Tuesday, January 1, 2019

Self Medicating Trauma

Self Medicating Trauma

The day I decided to quit my job at the restaurant was
the second day that I was awake tossing and turning.
When I drink a lot I pass out but then after the initial inebriation
settles into my body I wake up at 2 or 4 or 6am feeling a
very certain kind of shitty. This certainty about the certain
shitty comes from my body's familiarity with self medicating
trauma. I'd gotten a job working as a general kitchen/server
staff at this restaurant in Tokyo just 2.5 months ago to
strengthen my Japanese fluency.  The work was not only
physically demanding but also mentally challenging for me
to work in my still developing second language AND deal
with the I'll treatment of all the managers around me. At first,
when times were hard I was being scolded constantly for
doing things wrong, and not remembering where things went I
absorbed all criticism. It was my fault, my Japanese was
shitty, I was not accustomed to Japanese work culture,
I wasn't good with authority, it was certainly my incompetence
that was causing them all to be so upset, irritated, rude and
unhappy whenever I was trying my hardest to do my job.
'But, I soon came to realize that I was indeed being treated
unfairly and that this was just a low paid part time job that did
not deserve so much sacrifice of my mental health, brain
strain and hard labor.
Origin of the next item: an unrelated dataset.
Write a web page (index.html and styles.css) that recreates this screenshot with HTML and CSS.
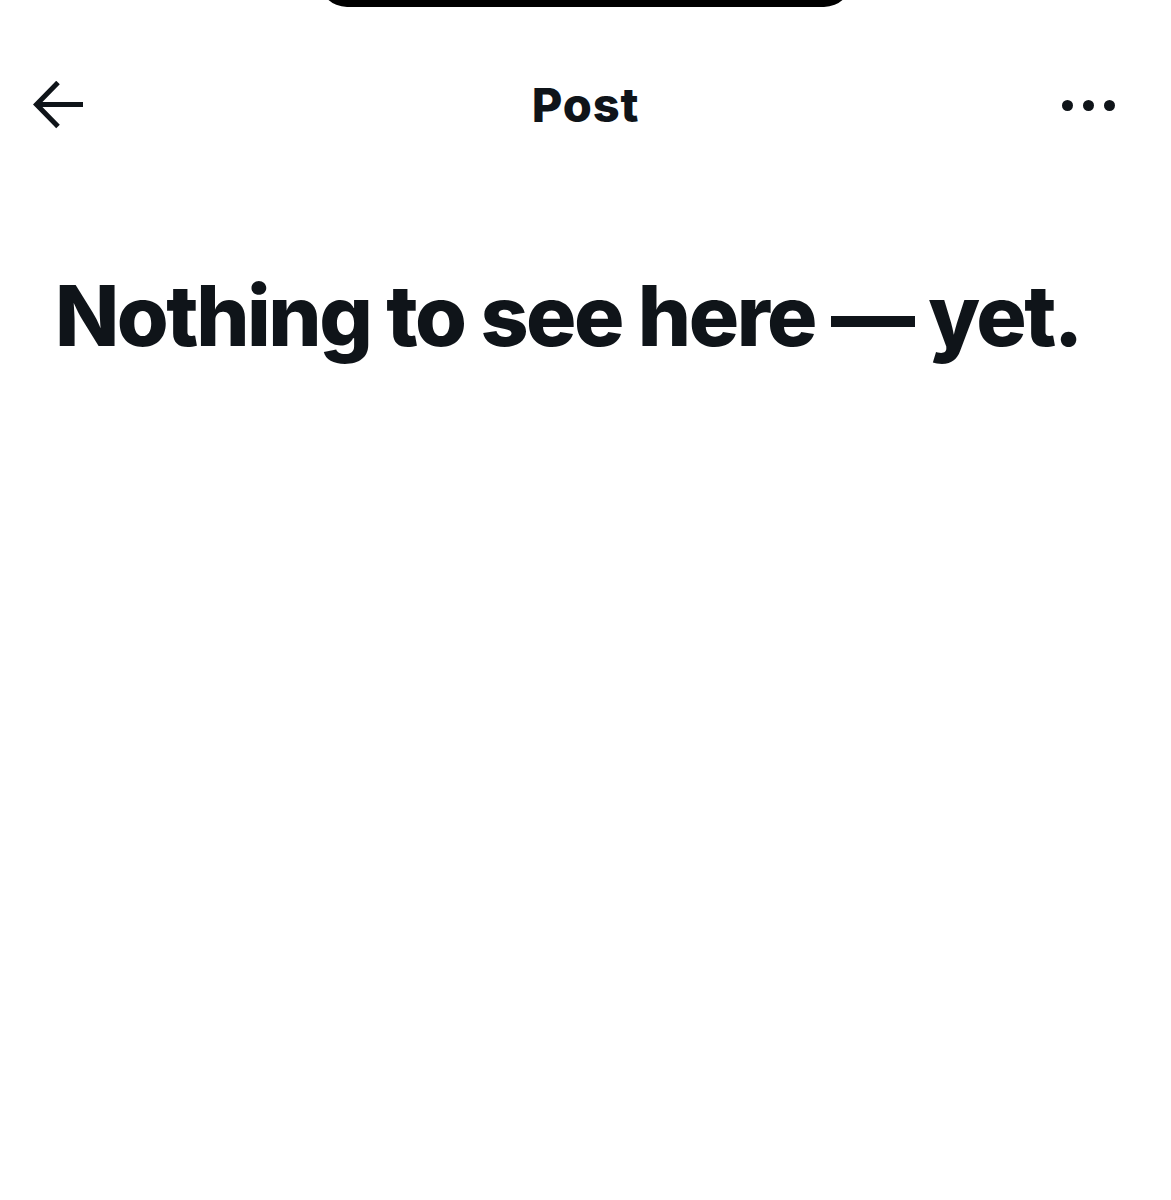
FILE: index.html
```html
<!DOCTYPE html>
<html>
<head>
<meta charset="utf-8">
<link rel="stylesheet" href="styles.css">
</head>
<body>
<div class="page">
  <div class="notch-row"><div class="notch"></div></div>
  <header class="topbar">
    <div class="back">
      <svg width="52" height="48" viewBox="0 0 52 48"><path d="M25 1.5 L3.5 23.5 L25 45.5 M4 23.5 H50" fill="none" stroke="#0f1419" stroke-width="5"/></svg>
    </div>
    <h1 class="title">Post</h1>
    <div class="more"><span class="dot"></span><span class="dot"></span><span class="dot"></span></div>
  </header>
  <main class="content">
    <h2 class="empty">Nothing to see here — yet.</h2>
  </main>
</div>
</body>
</html>
```
FILE: styles.css
```css
html, body { margin: 0; padding: 0; background: #fff; }
body { font-family: Inter, "Liberation Sans", sans-serif; color: #0f1419; }
.page { width: 1171px; height: 1200px; overflow: hidden; }
.notch-row { display: flex; justify-content: center; height: 7px; }
.notch { width: 533px; height: 40px; margin-top: -33px; background: #000; border-radius: 0 0 28px 28px; }
.topbar { display: grid; grid-template-columns: 1fr auto 1fr; align-items: center; height: 50px; margin-top: 73px; padding: 0 33px; }
.back { display: flex; }
.title { margin: 0; font-size: 47px; font-weight: 800; letter-spacing: 0.8px; line-height: 50px; }
.more { display: flex; justify-content: flex-end; gap: 10px; padding-right: 23px; }
.dot { width: 11px; height: 11px; border-radius: 50%; background: #0f1419; }
.content { padding: 0 40px 0 55px; margin-top: 136px; }
.empty { margin: 0; font-size: 84px; font-weight: 800; line-height: 100px; letter-spacing: -2.5px; white-space: nowrap; }
```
My bosses hardly said hello or goodbye
or thank you to me and this alone contributed to the eventual
feeling that I was being punished for choosing to work there.
When someone looks at you with disgust on a constant basis,
when someone slams their hand on the counter and yells at you
to move faster, when management thinks it's okay to scold you
every shift in addition to reducing your hours to barely making
the job worth your time, it is known as something called
'Power Harassment’ in Japan.  In America, it's called
“workplace abuse/bullying” and it happens frequent enough but
in Japan the hierarchical social structure and the people's
intolerance to immigrants paves a clear path to be able to silently
abuse workers who aren't outspoken or who for whatever reason
depend on the abusive job for survival and are afraid to speak up
about working conditions. My case for neither of these descriptions.
In my case, I am a survivor of an abusive romantic relationship,
various sexual assaults and workplace violence as an independent
sex worker and abuse as an employed sex worker from co-workers
and management. Violence while doing sex work is not the
same as abuse from co-workers as a sex work employee and in
the many many years of working in escort agencies, brothels and
strip clubs I'd experienced many forms of it.  It wasn't actually until
I just wrote this blog that it all came back to the forefront of my
current existence just how much bullshit I have survived. While
it was happening at the restaurant I thought it was residual
relationship violence because I once got scolded for drying the
wine glasses facing down not up and the boss on shift was
acting like a boyfriend who wanted to slap me or break a glass
for intimidation sake because I dared to forget what he'd told me one
week ago the last time I was at work.  “Didn't I tell you this already?
Don't you understand when I tell you things?” he chided,
waiting for a submissive affirmation and ending shaking his
head and telling me how I never listen. I end my shift during the
daytime around 3pm and head straight to the convenience store
to get two bottles of whatever would take the pain from
that day away. “Hello, PTSD my old friend…” a modified
version of the Simon and Garfunkel will tune my body for the
next 24 hours. Self medicating trauma comes to me as
instinctual as taking a bath for muscle pain. I allow it because
I know myself well enough to know it is not a gateway to addiction,
it's a gateway to strong action awayfrom having to self medicate in
the first place. When I was a late night escort, independent or otherwise
however I do remember quitting not being as attractive an option
as self medicating to endure a situation that I felt was out
of my control.  But thispart time restaurant job was a decade later
in a different part of the world but still with the same body that
holds the same trauma. When self medicating with substances I
drink or drug until I feel some distance from the situation at hand.
And through this haze and numbness, I actually get strength and
clarity. Strange, right? I've since quit the job, filed a complaint and
type this with totally satisfied with how far I've come from any kind of
abuse or violence, embracing my imperfections and shortcomings
gently, reflecting sober after the unsober and grateful that I've at least
always had the ability to not make the substances add and multiply
the original situation like many who can't control what happens after
the uncontrollable grasp and pull towards the medicine.